Well, it turns out that many of the people who don't have broadband ... don't want it.

That's fantastic. It's also too bad. The world is increasingly moving to be online, and we're not going to continue to wait for the Luddites to catch up. As the article you references states "2/3 don't want it" which means "1/3 do". The 1/3 who want to have access to the Internet at usable speeds should not be held back by those who don't. Those who don't want it don't have to have it, but they shouldn't be allowed to prevent their communities from having it. And, as others have pointed out, those who don't have it don't know what they're missing and will probably convert when shown the potential. My mother fought it for the longest time and now that she has it wonders what was holding her back and will need to have her cable modem pried from her cold, dead hands.

Posted by: Upstate Guy on February 4, 2009 10:05 AM



Those who don't want it don't have to have it, but they shouldn't be allowed to prevent their communities from having it.

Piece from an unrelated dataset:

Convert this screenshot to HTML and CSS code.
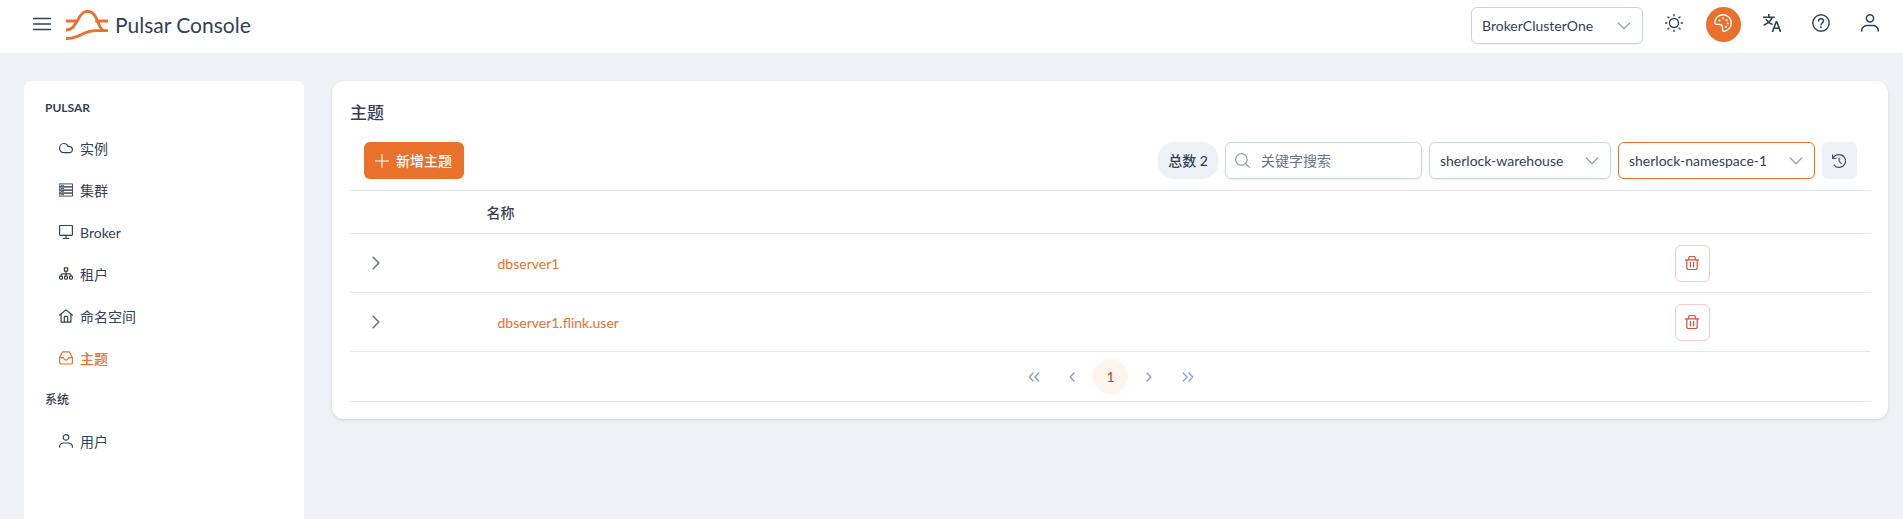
FILE: index.html
```html
<!DOCTYPE html>
<html lang="zh-CN">
<head>
<meta charset="utf-8">
<title>Pulsar Console</title>
<link rel="stylesheet" href="styles.css">
</head>
<body>
<svg class="sprite" aria-hidden="true">
  <symbol id="down" viewBox="0 0 14 14"><path d="M1.3 4 7 9.8 12.7 4"/></symbol>
  <symbol id="right" viewBox="0 0 14 14"><path d="M4.2 1.3 9.8 7 4.2 12.7"/></symbol>
  <symbol id="user" viewBox="0 0 14 14"><circle cx="7" cy="3.4" r="2.8"/><path d="M.6 13.2v-.7C.6 10.4 2.800 9 4.800 9h4.400c2 0 4.200 1.400 4.200 3.500v.7"/></symbol>
  <symbol id="trash" viewBox="0 0 14 14"><path d="M.2 3.800h13.600M1.800 3.800v8c0 1 .6 1.700 1.600 1.700h7.200c1 0 1.600-.7 1.600-1.700v-8M3.700 3.600V2c0-.9.5-1.500 1.400-1.500h3.800c.9 0 1.400.6 1.400 1.500v1.600M5.400 6.400v4.400M8.600 6.400v4.400"/></symbol>
</svg>

<header class="topbar">
  <svg class="burger icon" viewBox="0 0 18 14"><path d="M.6 1.500h16.800M.6 7h16.800M.6 12.500h16.800"/></svg>
  <svg class="logo" viewBox="0 0 126 90"><path d="M0 33h36M88 33h38M0 60C36 60 33 4 65 4s30 56 48 57M0 85.500C44 85.500 46 62 92 62h34"/></svg>
  <span class="brand">Pulsar Console</span>
  <div class="select cluster"><span>BrokerClusterOne</span><svg class="icon caret"><use href="#down"/></svg></div>
  <nav class="actions">
    <button class="action"><svg class="icon" viewBox="0 0 18 18"><circle cx="9" cy="9" r="4.500"/><path d="M9 .4v1.400M9 16.200v1.400M.4 9h1.400M16.200 9h1.400M3 3l.8.8M14.200 14.200l.8.8M3 15l.8-.8M14.200 3.800 15 3"/></svg></button>
    <button class="action primary"><svg class="icon" viewBox="0 0 18 18"><path d="M.8 8.200C1.400 3.800 4.800.8 9.100.8c4.600 0 8.200 3.600 8.200 8.200 0 4.200-3 7.500-6.900 8.200-1.200.2-1.900-.5-1.900-1.500v-2.200c0-2-1.700-3-3.500-3.100L2 10.200C1.100 10 .6 9.300.8 8.200Z"/><g class="dots"><circle cx="5.400" cy="6.600" r="1.050"/><circle cx="9" cy="4.300" r="1.050"/><circle cx="12.600" cy="6" r="1.050"/><circle cx="13.700" cy="9.500" r="1.050"/><circle cx="11.900" cy="12.900" r="1.050"/></g></svg></button>
    <button class="action"><svg class="icon bold" viewBox="0 0 18 18"><path d="M.4 3.300h10.800M5.800.3v3M9 3.500C7.800 7 4.900 9.300 1.200 10.900M3.200 5.600c1.100 1.900 3.300 3.600 5.800 4.700M9.600 17.500l3.500-9.600h.8l3.500 9.600M10.900 14.200h5.200"/></svg></button>
    <button class="action"><svg class="icon" viewBox="0 0 18 18"><circle cx="9" cy="9" r="8.200"/><path d="M6.600 7.100C6.600 5.600 7.600 4.700 9 4.700s2.500.9 2.500 2.300c0 1.800-2.500 1.900-2.500 3.900"/><circle class="solid" cx="9" cy="13.200" r=".95"/></svg></button>
    <button class="action"><svg class="icon"><use href="#user"/></svg></button>
  </nav>
</header>

<div class="layout">
  <aside class="sidebar">
    <h2 class="group">PULSAR</h2>
    <a class="item"><svg class="icon" viewBox="0 0 14 14"><path d="M4.700 11.600C2.300 11.600.6 9.600.6 7.100.6 4.500 2.400 2.500 4.800 2.500c1.900 0 3.500 1.100 4.100 2.900 2.500-.5 4.500 1 4.500 3.100 0 1.900-1.300 3.100-3.100 3.100Z"/></svg>实例</a>
    <a class="item"><svg class="icon thin" viewBox="0 0 14 14"><path d="M.5.900h13v3H.5ZM.5 3.900h13v3.200H.5ZM.5 7.100h13v3H.5ZM.5 10.100h13v3H.5ZM2 2.400h.9M3.800 2.400h.9M2 5.500h.9M3.800 5.500h.9M2 8.600h.9M3.800 8.600h.9M2 11.600h.9M3.800 11.600h.9"/></svg>集群</a>
    <a class="item"><svg class="icon" viewBox="0 0 14 14"><rect x=".6" y=".5" width="12.800" height="9.800" rx=".7"/><path d="M7 10.300v3M4.200 13.500h5.600"/></svg>Broker</a>
    <a class="item"><svg class="icon" viewBox="0 0 14 14"><path d="M5.400.8h3.200v3.300H5.400ZM7 4.100v4.800M2.100 9V8c0-.8.5-1.200 1.200-1.200h7.400c.7 0 1.200.4 1.200 1.200v1"/><rect x=".6" y="9.100" width="2.900" height="3" rx=".8"/><rect x="5.500" y="9.100" width="2.900" height="3" rx=".8"/><rect x="10.500" y="9.100" width="2.900" height="3" rx=".8"/></svg>租户</a>
    <a class="item"><svg class="icon" viewBox="0 0 14 14"><path d="M.4 6.200 7 .9l6.600 5.300M2.100 5v8.100h9.800V5M5.300 13V8.100c0-.5.3-.7.700-.7h2c.4 0 .7.200.7.700V13"/></svg>命名空间</a>
    <a class="item active"><svg class="icon" viewBox="0 0 14 14"><path d="M.6 6.700h3.500c.8 0 .7 2.500 2.900 2.500s2.100-2.500 2.900-2.500h3.500M.6 6.700v5c0 .8.5 1.300 1.300 1.300h10.200c.8 0 1.300-.5 1.300-1.300v-5L11 1.700C10.700 1 10.400.8 9.800.8H4.200c-.6 0-.9.200-1.200.9Z"/></svg>主题</a>
    <h2 class="group second">系统</h2>
    <a class="item"><svg class="icon"><use href="#user"/></svg>用户</a>
  </aside>

  <main class="card">
    <h1 class="title">主题</h1>
    <div class="toolbar">
      <button class="create"><svg class="icon" viewBox="0 0 14 14"><path d="M7 .3v13.400M.3 7h13.400"/></svg>新增主题</button>
      <div class="filters">
        <span class="total">总数 2</span>
        <div class="search"><svg class="icon" viewBox="0 0 14 14"><circle cx="6" cy="6" r="5.400"/><path d="m10 10 3.700 3.700"/></svg><span>关键字搜索</span></div>
        <div class="select tenant"><span>sherlock-warehouse</span><svg class="icon caret"><use href="#down"/></svg></div>
        <div class="select namespace"><span>sherlock-namespace-1</span><svg class="icon caret"><use href="#down"/></svg></div>
        <button class="refresh"><svg class="icon" viewBox="0 0 14 14"><path d="M.6.900v3.600h3.600M1 4.300C2.100 2 4.300.6 7.100.6a6.400 6.400 0 1 1-5 10.400M7.100 4v3.400l2.200 2"/></svg></button>
      </div>
    </div>
    <div class="row head"><span></span><span>名称</span></div>
    <div class="row">
      <svg class="icon expand"><use href="#right"/></svg>
      <a class="link">dbserver1</a>
      <button class="delete"><svg class="icon"><use href="#trash"/></svg></button>
    </div>
    <div class="row">
      <svg class="icon expand"><use href="#right"/></svg>
      <a class="link">dbserver1.flink.user</a>
      <button class="delete"><svg class="icon"><use href="#trash"/></svg></button>
    </div>
    <div class="pager">
      <span class="page"><svg class="icon" viewBox="0 0 14 14"><path d="M6.100 3 2.300 7l3.800 4M11.700 3 7.900 7l3.800 4"/></svg></span>
      <span class="page"><svg class="icon" viewBox="0 0 14 14"><path d="M9 3 5.200 7 9 11"/></svg></span>
      <span class="page current">1</span>
      <span class="page"><svg class="icon" viewBox="0 0 14 14"><path d="M5 3l3.800 4L5 11"/></svg></span>
      <span class="page"><svg class="icon" viewBox="0 0 14 14"><path d="M2.300 3l3.800 4-3.800 4M7.900 3l3.800 4-3.800 4"/></svg></span>
    </div>
  </main>
</div>
</body>
</html>
```
FILE: styles.css
```css
* { box-sizing: border-box; }

body {
  margin: 0;
  height: 519px;
  overflow: hidden;
  background: #eef2f7;
  color: #334155;
  font: 14px/17px Lato, "Noto Sans CJK SC", sans-serif;
}

button {
  display: flex;
  align-items: center;
  justify-content: center;
  padding: 0;
  border: 0;
  background: none;
  color: inherit;
  font: inherit;
}

.sprite { display: none; }

.icon {
  flex: none;
  width: 14px;
  height: 14px;
  fill: none;
  stroke: currentColor;
  stroke-width: 1.2;
  stroke-linecap: round;
  stroke-linejoin: round;
}

.topbar {
  display: flex;
  align-items: center;
  height: 53px;
  padding: 0 15px 0 32.5px;
  background: #fff;
}

.burger {
  width: 18px;
  height: 14px;
  margin-top: -5px;
  stroke-width: 1.5;
}

.logo {
  width: 42px;
  height: 30px;
  margin: -3px 7px 0 15.5px;
  fill: none;
  stroke: #ea712b;
  stroke-width: 8.5;
}

.brand {
  font-size: 21px;
  line-height: 26px;
  margin-top: -3px;
}

.select {
  display: flex;
  align-items: center;
  justify-content: space-between;
  height: 37px;
  padding: 0 11px 0 10px;
  border: 1px solid #cbd5e1;
  border-radius: 6px;
  background: #fff;
  box-shadow: 0 1px 2px rgba(18, 18, 23, .05);
}

.caret { color: #94a3b8; stroke-width: 1.3; }

.cluster { width: 172px; margin-left: auto; margin-top: -2px; }

.actions {
  display: flex;
  gap: 14px;
  margin: -4px 0 0 14px;
}

.action {
  width: 35px;
  height: 35px;
  border-radius: 50%;
  padding: 0 1px 3px 0;
}

.action .icon { width: 18px; height: 18px; stroke-width: 1.4; }
.action .bold { stroke-width: 1.6; }
.action use { stroke-width: 1.2; }
.dots, .solid { fill: currentColor; stroke: none; }
.primary { background: #ea712b; color: #fff; }

.layout {
  display: flex;
  align-items: flex-start;
  gap: 28px;
  padding: 28px 15px 0 24px;
}

.sidebar {
  width: 280px;
  height: 460px;
  padding: 18px 21px;
  border-radius: 6px;
  background: #fff;
}

.group {
  margin: 0 0 11px;
  height: 17px;
  font-size: 12px;
  line-height: 17px;
  font-weight: 700;
}

.second { margin: 12px 0; font-weight: 500; }

.item {
  display: flex;
  align-items: center;
  gap: 7px;
  height: 42px;
  padding-left: 14px;
}

.item .icon { margin-top: -1px; }
.item .thin { stroke-width: .9; }
.active { color: #ea712b; font-weight: 500; }

.card {
  flex: 1;
  height: 338px;
  padding: 18px 17px 0 18px;
  border-radius: 12px;
  background: #fff;
  box-shadow: 0 1px 3px rgba(0, 0, 0, .13);
}

.title {
  margin: 0;
  height: 26px;
  font-size: 17px;
  line-height: 28px;
  font-weight: 500;
}

.toolbar {
  display: flex;
  justify-content: space-between;
  height: 66px;
  padding: 17px 14px 0;
  border-bottom: 1px solid #e2e8f0;
}

.create {
  gap: 7px;
  width: 100px;
  height: 37px;
  padding-right: 1px;
  border-radius: 6px;
  background: #ea712b;
  color: #fff;
  font-weight: 500;
}

.filters { display: flex; gap: 7px; }

.total {
  width: 60px;
  height: 37px;
  line-height: 37px;
  text-align: center;
  border-radius: 16px;
  background: #eef2f7;
  font-weight: 500;
}

.search {
  display: flex;
  align-items: center;
  gap: 11px;
  width: 197px;
  height: 37px;
  padding-left: 9px;
  border: 1px solid #cbd5e1;
  border-radius: 6px;
  color: #64748b;
  box-shadow: 0 1px 2px rgba(18, 18, 23, .05);
}

.search .icon { width: 15px; height: 15px; color: #94a3b8; }

.tenant { width: 182px; }
.namespace { width: 197px; border-color: #ea712b; }

.refresh {
  width: 35px;
  height: 37px;
  padding-right: 1px;
  border-radius: 6px;
  background: #eef2f7;
  color: #475569;
}

.row {
  display: grid;
  grid-template-columns: 147.5px 1fr 196px;
  align-items: center;
  height: 59px;
  border-bottom: 1px solid #e2e8f0;
}

.head {
  grid-template-columns: 136.5px 1fr;
  height: 43px;
  font-weight: 500;
}

.expand { margin-left: 19px; color: #64748b; stroke-width: 1.6; }
.link { color: #ea712b; }

.delete {
  width: 35px;
  height: 37px;
  padding-right: 1px;
  border: 1px solid #fbcaca;
  border-radius: 6px;
  color: #dc4b40;
}

.pager {
  display: flex;
  align-items: center;
  justify-content: center;
  gap: 3.5px;
  height: 50px;
  border-bottom: 1px solid #e2e8f0;
}

.page {
  display: flex;
  align-items: center;
  justify-content: center;
  width: 35px;
  height: 35px;
  border-radius: 50%;
  color: #94a3b8;
}

.page .icon { stroke-width: 1.5; }
.current { background: #fff5eb; color: #c0431f; }
```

Huh? Is there a particularly strong movement anywhere of people trying to stop their neighbors from getting and paying for broadband themselves? Maybe folks don't want to be taxed to provide public services that they don't want to use, but that's a rather different story. If I live in a remote rural town of 500 people, and I poll the neighbors and find out that I'm the only one who wants broadband connectivity for the town, is it beyond the pale for those neighbors to refuse to help pay for my broadband internet connection via public subsidies?